You were so good in the Happy Death Day movies. Is there any chance that we’ll see a third? Is that something that you’d like to see happen?
ROTHE: I would love to see that happen. I know that the incredible, brilliant, genius Chris Landon has a third one in his brain. I would really love to get to finish Tree’s story. We didn’t know we were going to get to make a second one, but then, once we did, we definitely left it open for a third. I know that we all also feel really passionately that, if we’re going to make it, we want to make it right, and we want to make it incredible and raise the bar again, in terms of genre bending, and the quality of the movie and the story. Hopefully, we will get to make it, and hopefully, we’ll get to make it in the right way.
There’s definitely a fan desire for a third one?
ROTHE: I also have to say, though, that if in 20 years I get to pull a Jamie Lee Curtis, a la Halloween, and just barge back onto the scene as a badass older Tree, I’m not going to be mad at that. I’m ready for it now. I’m ready for then.
You also have the Amazon series Utopia, which also sounds like a cool story. What was the appeal of that series for you?

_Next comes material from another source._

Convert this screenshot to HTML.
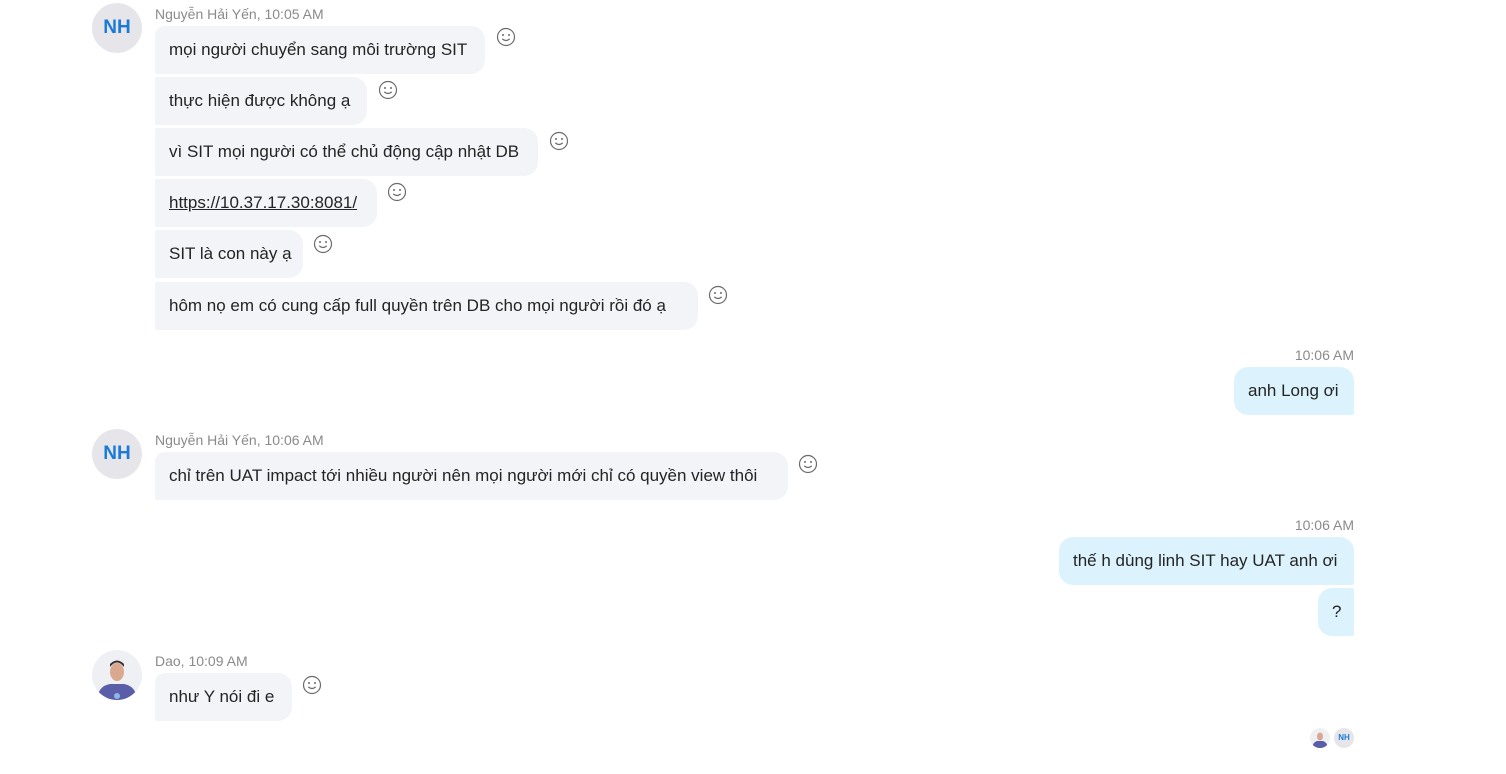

ROTHE: I had seen the original, awhile ago. It’s a British show, and it’s incredible. It’s just so smart and weird, and it’s shot really beautifully. It’s really hyper-saturated with color, and the characters are crazy and amazing. And then, when I heard the Gillian Flynn was helming the revamp for Amazon, I was like, “Oh, my god, I have to be a part of this.” And so, I auditioned. It was a really incredible experience. The cast is absolutely amazing. Gillian is a dream. She is everything amazing that you could possibly think about her, and more. I feel really lucky I got to work on it. Hopefully, it will come out soon. I’m not quite sure what their timeline is now because of everything that’s happening, but luckily, it’s in the can, so it should get to us sooner rather than later.
Valley Girl is available on digital.